Start of DATA LINES
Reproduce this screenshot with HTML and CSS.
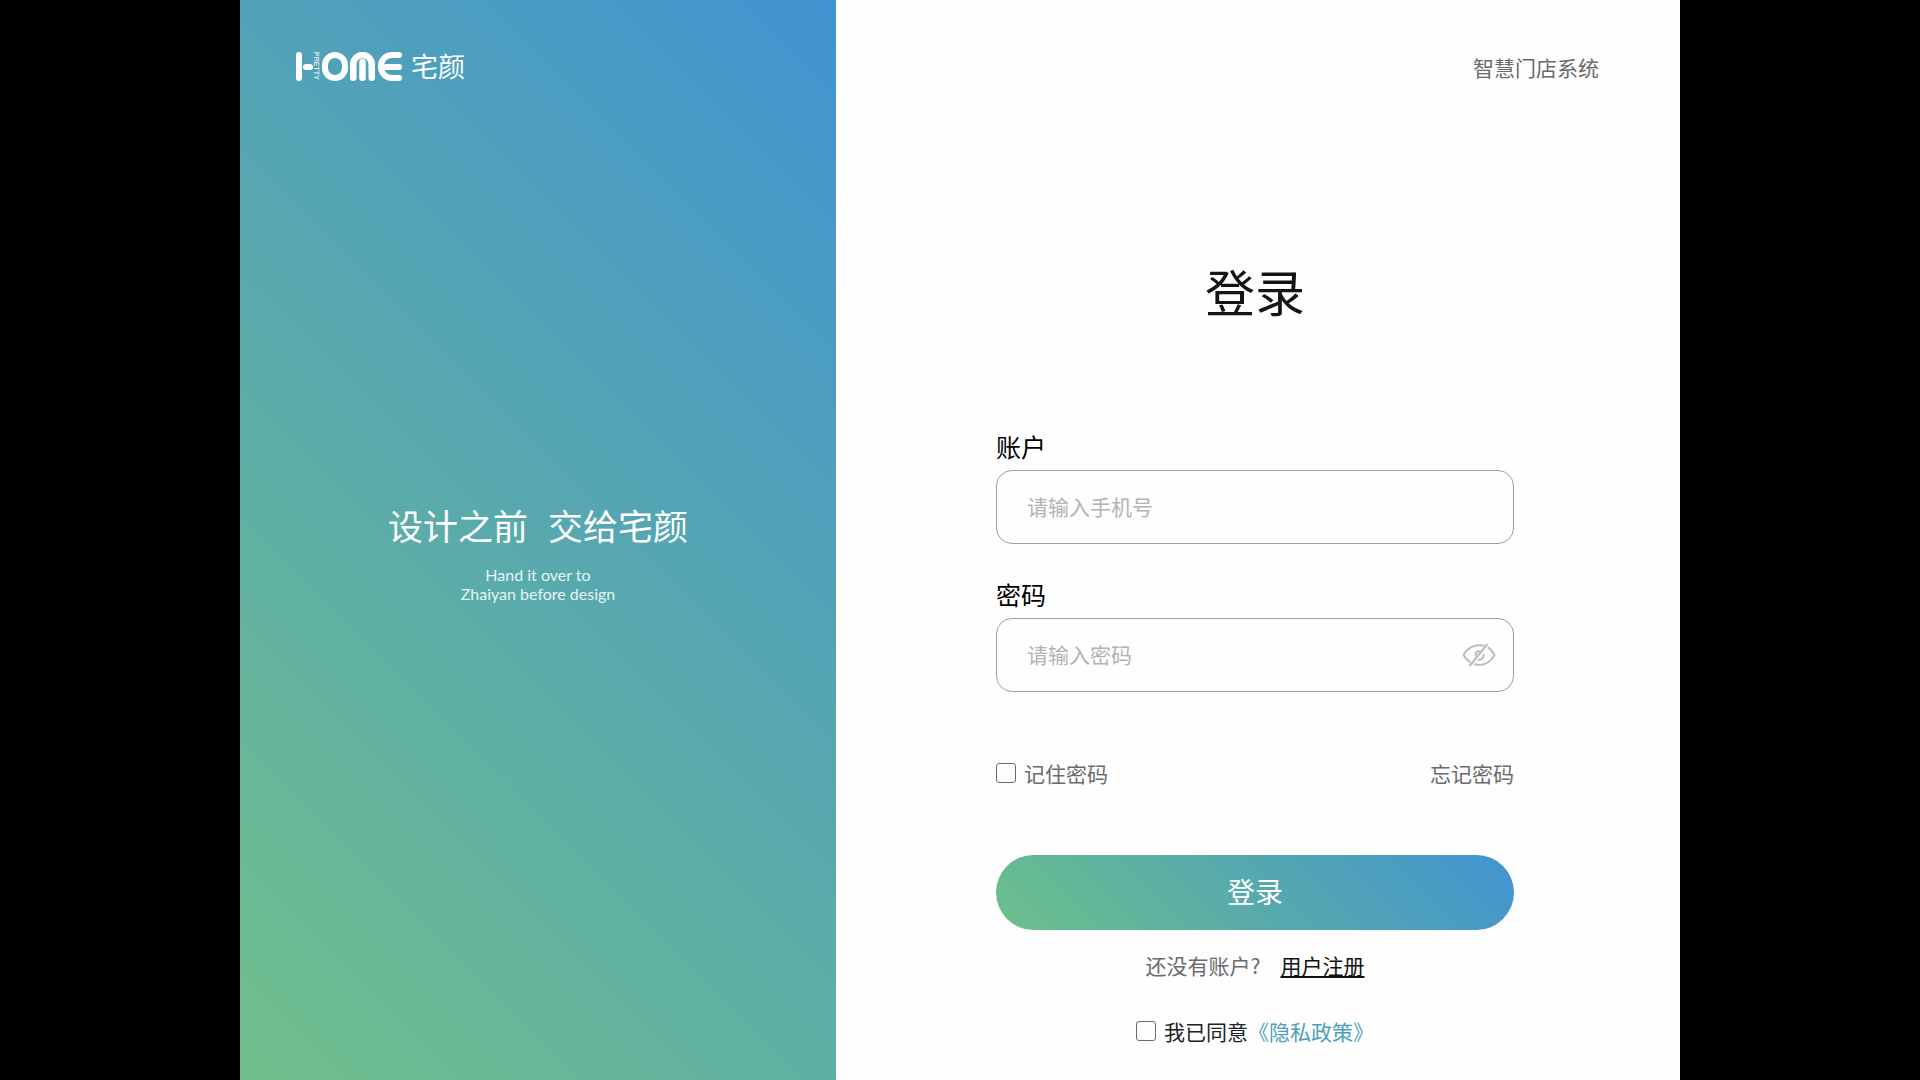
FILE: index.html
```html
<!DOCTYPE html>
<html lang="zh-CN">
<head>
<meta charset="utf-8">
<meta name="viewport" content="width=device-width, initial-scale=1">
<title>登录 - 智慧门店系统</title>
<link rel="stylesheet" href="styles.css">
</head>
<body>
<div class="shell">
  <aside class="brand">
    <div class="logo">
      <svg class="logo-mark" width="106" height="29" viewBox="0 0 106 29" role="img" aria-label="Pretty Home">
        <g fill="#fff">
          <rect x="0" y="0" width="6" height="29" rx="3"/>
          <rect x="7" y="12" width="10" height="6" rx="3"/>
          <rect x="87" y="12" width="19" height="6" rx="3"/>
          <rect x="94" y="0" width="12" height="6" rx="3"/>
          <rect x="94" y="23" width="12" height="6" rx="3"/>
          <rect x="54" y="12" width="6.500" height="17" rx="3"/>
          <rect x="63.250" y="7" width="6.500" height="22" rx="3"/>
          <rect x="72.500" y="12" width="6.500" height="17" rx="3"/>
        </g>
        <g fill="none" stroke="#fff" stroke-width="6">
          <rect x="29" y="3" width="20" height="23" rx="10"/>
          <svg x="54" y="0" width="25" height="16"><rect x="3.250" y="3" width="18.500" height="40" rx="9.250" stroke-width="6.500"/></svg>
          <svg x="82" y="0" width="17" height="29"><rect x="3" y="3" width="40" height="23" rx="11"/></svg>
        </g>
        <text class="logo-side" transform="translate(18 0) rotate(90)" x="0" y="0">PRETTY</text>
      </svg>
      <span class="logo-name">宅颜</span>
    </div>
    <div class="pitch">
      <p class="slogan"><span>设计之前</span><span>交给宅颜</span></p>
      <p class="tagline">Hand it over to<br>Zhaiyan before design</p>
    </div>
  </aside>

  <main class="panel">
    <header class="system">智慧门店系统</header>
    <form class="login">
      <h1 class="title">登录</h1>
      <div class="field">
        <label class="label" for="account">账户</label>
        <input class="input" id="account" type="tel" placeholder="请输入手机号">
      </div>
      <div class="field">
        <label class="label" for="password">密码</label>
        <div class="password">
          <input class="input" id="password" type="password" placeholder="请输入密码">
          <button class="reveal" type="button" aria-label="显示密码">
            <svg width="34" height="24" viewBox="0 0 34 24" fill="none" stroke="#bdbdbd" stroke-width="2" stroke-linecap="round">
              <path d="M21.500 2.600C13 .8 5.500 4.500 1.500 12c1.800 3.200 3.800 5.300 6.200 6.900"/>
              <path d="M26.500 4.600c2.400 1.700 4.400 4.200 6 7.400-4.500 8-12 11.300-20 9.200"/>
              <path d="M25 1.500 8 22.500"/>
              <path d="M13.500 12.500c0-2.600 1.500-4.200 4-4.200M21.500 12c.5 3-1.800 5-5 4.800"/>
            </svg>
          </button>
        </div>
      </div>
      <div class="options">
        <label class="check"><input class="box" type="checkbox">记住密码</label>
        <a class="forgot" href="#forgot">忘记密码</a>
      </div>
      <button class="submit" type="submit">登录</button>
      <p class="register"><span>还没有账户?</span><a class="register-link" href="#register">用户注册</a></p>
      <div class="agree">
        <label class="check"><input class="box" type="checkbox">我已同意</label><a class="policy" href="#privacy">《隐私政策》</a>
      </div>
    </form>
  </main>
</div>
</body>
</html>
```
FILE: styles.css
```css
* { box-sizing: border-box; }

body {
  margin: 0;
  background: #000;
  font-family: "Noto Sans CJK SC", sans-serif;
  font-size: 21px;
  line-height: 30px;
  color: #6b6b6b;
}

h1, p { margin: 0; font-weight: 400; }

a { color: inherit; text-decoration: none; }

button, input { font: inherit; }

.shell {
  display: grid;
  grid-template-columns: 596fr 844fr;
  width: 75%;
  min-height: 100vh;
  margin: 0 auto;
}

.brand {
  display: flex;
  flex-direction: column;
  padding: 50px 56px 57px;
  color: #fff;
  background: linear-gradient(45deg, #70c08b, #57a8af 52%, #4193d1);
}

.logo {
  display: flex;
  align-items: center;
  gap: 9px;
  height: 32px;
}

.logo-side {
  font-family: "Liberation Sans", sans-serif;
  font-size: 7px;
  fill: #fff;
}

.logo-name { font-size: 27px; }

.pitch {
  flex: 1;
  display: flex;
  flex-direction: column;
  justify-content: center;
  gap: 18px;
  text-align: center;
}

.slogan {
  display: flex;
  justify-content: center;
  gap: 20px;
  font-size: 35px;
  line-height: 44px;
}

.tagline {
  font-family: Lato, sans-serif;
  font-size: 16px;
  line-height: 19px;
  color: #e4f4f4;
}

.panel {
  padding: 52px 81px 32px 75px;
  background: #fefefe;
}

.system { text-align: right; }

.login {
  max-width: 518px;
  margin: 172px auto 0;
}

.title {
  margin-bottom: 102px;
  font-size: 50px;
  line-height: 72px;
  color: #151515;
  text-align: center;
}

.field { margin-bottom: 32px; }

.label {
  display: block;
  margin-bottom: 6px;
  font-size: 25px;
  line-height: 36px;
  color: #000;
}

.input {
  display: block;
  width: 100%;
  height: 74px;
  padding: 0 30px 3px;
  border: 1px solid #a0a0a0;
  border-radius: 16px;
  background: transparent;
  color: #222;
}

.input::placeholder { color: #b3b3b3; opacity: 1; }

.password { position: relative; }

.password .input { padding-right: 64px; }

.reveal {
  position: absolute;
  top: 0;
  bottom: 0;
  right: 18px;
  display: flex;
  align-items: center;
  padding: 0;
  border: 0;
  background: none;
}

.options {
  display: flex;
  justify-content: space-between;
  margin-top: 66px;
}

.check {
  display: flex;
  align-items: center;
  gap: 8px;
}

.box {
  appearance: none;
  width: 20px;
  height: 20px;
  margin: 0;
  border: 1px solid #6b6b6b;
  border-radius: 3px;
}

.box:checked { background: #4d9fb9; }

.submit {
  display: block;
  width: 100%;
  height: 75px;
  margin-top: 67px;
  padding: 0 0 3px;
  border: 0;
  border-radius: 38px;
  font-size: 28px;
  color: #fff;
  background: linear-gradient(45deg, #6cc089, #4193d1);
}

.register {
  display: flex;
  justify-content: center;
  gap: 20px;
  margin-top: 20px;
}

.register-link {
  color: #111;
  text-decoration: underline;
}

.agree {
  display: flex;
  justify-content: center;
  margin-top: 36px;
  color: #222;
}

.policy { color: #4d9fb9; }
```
End of DATA LINES
:: WHAT TO DO ::
Make an exact copy of the listing above. Do not include the pictures.

:: COMPLETED EXERCISE ::
Reproduce this screenshot with HTML and CSS.
FILE: index.html
```html
<!DOCTYPE html>
<html lang="zh-CN">
<head>
<meta charset="utf-8">
<meta name="viewport" content="width=device-width, initial-scale=1">
<title>登录 - 智慧门店系统</title>
<link rel="stylesheet" href="styles.css">
</head>
<body>
<div class="shell">
  <aside class="brand">
    <div class="logo">
      <svg class="logo-mark" width="106" height="29" viewBox="0 0 106 29" role="img" aria-label="Pretty Home">
        <g fill="#fff">
          <rect x="0" y="0" width="6" height="29" rx="3"/>
          <rect x="7" y="12" width="10" height="6" rx="3"/>
          <rect x="87" y="12" width="19" height="6" rx="3"/>
          <rect x="94" y="0" width="12" height="6" rx="3"/>
          <rect x="94" y="23" width="12" height="6" rx="3"/>
          <rect x="54" y="12" width="6.500" height="17" rx="3"/>
          <rect x="63.250" y="7" width="6.500" height="22" rx="3"/>
          <rect x="72.500" y="12" width="6.500" height="17" rx="3"/>
        </g>
        <g fill="none" stroke="#fff" stroke-width="6">
          <rect x="29" y="3" width="20" height="23" rx="10"/>
          <svg x="54" y="0" width="25" height="16"><rect x="3.250" y="3" width="18.500" height="40" rx="9.250" stroke-width="6.500"/></svg>
          <svg x="82" y="0" width="17" height="29"><rect x="3" y="3" width="40" height="23" rx="11"/></svg>
        </g>
        <text class="logo-side" transform="translate(18 0) rotate(90)" x="0" y="0">PRETTY</text>
      </svg>
      <span class="logo-name">宅颜</span>
    </div>
    <div class="pitch">
      <p class="slogan"><span>设计之前</span><span>交给宅颜</span></p>
      <p class="tagline">Hand it over to<br>Zhaiyan before design</p>
    </div>
  </aside>

  <main class="panel">
    <header class="system">智慧门店系统</header>
    <form class="login">
      <h1 class="title">登录</h1>
      <div class="field">
        <label class="label" for="account">账户</label>
        <input class="input" id="account" type="tel" placeholder="请输入手机号">
      </div>
      <div class="field">
        <label class="label" for="password">密码</label>
        <div class="password">
          <input class="input" id="password" type="password" placeholder="请输入密码">
          <button class="reveal" type="button" aria-label="显示密码">
            <svg width="34" height="24" viewBox="0 0 34 24" fill="none" stroke="#bdbdbd" stroke-width="2" stroke-linecap="round">
              <path d="M21.500 2.600C13 .8 5.500 4.500 1.500 12c1.800 3.200 3.800 5.300 6.200 6.900"/>
              <path d="M26.500 4.600c2.400 1.700 4.400 4.200 6 7.400-4.500 8-12 11.300-20 9.200"/>
              <path d="M25 1.500 8 22.500"/>
              <path d="M13.500 12.500c0-2.600 1.500-4.200 4-4.200M21.500 12c.5 3-1.800 5-5 4.800"/>
            </svg>
          </button>
        </div>
      </div>
      <div class="options">
        <label class="check"><input class="box" type="checkbox">记住密码</label>
        <a class="forgot" href="#forgot">忘记密码</a>
      </div>
      <button class="submit" type="submit">登录</button>
      <p class="register"><span>还没有账户?</span><a class="register-link" href="#register">用户注册</a></p>
      <div class="agree">
        <label class="check"><input class="box" type="checkbox">我已同意</label><a class="policy" href="#privacy">《隐私政策》</a>
      </div>
    </form>
  </main>
</div>
</body>
</html>
```
FILE: styles.css
```css
* { box-sizing: border-box; }

body {
  margin: 0;
  background: #000;
  font-family: "Noto Sans CJK SC", sans-serif;
  font-size: 21px;
  line-height: 30px;
  color: #6b6b6b;
}

h1, p { margin: 0; font-weight: 400; }

a { color: inherit; text-decoration: none; }

button, input { font: inherit; }

.shell {
  display: grid;
  grid-template-columns: 596fr 844fr;
  width: 75%;
  min-height: 100vh;
  margin: 0 auto;
}

.brand {
  display: flex;
  flex-direction: column;
  padding: 50px 56px 57px;
  color: #fff;
  background: linear-gradient(45deg, #70c08b, #57a8af 52%, #4193d1);
}

.logo {
  display: flex;
  align-items: center;
  gap: 9px;
  height: 32px;
}

.logo-side {
  font-family: "Liberation Sans", sans-serif;
  font-size: 7px;
  fill: #fff;
}

.logo-name { font-size: 27px; }

.pitch {
  flex: 1;
  display: flex;
  flex-direction: column;
  justify-content: center;
  gap: 18px;
  text-align: center;
}

.slogan {
  display: flex;
  justify-content: center;
  gap: 20px;
  font-size: 35px;
  line-height: 44px;
}

.tagline {
  font-family: Lato, sans-serif;
  font-size: 16px;
  line-height: 19px;
  color: #e4f4f4;
}

.panel {
  padding: 52px 81px 32px 75px;
  background: #fefefe;
}

.system { text-align: right; }

.login {
  max-width: 518px;
  margin: 172px auto 0;
}

.title {
  margin-bottom: 102px;
  font-size: 50px;
  line-height: 72px;
  color: #151515;
  text-align: center;
}

.field { margin-bottom: 32px; }

.label {
  display: block;
  margin-bottom: 6px;
  font-size: 25px;
  line-height: 36px;
  color: #000;
}

.input {
  display: block;
  width: 100%;
  height: 74px;
  padding: 0 30px 3px;
  border: 1px solid #a0a0a0;
  border-radius: 16px;
  background: transparent;
  color: #222;
}

.input::placeholder { color: #b3b3b3; opacity: 1; }

.password { position: relative; }

.password .input { padding-right: 64px; }

.reveal {
  position: absolute;
  top: 0;
  bottom: 0;
  right: 18px;
  display: flex;
  align-items: center;
  padding: 0;
  border: 0;
  background: none;
}

.options {
  display: flex;
  justify-content: space-between;
  margin-top: 66px;
}

.check {
  display: flex;
  align-items: center;
  gap: 8px;
}

.box {
  appearance: none;
  width: 20px;
  height: 20px;
  margin: 0;
  border: 1px solid #6b6b6b;
  border-radius: 3px;
}

.box:checked { background: #4d9fb9; }

.submit {
  display: block;
  width: 100%;
  height: 75px;
  margin-top: 67px;
  padding: 0 0 3px;
  border: 0;
  border-radius: 38px;
  font-size: 28px;
  color: #fff;
  background: linear-gradient(45deg, #6cc089, #4193d1);
}

.register {
  display: flex;
  justify-content: center;
  gap: 20px;
  margin-top: 20px;
}

.register-link {
  color: #111;
  text-decoration: underline;
}

.agree {
  display: flex;
  justify-content: center;
  margin-top: 36px;
  color: #222;
}

.policy { color: #4d9fb9; }
```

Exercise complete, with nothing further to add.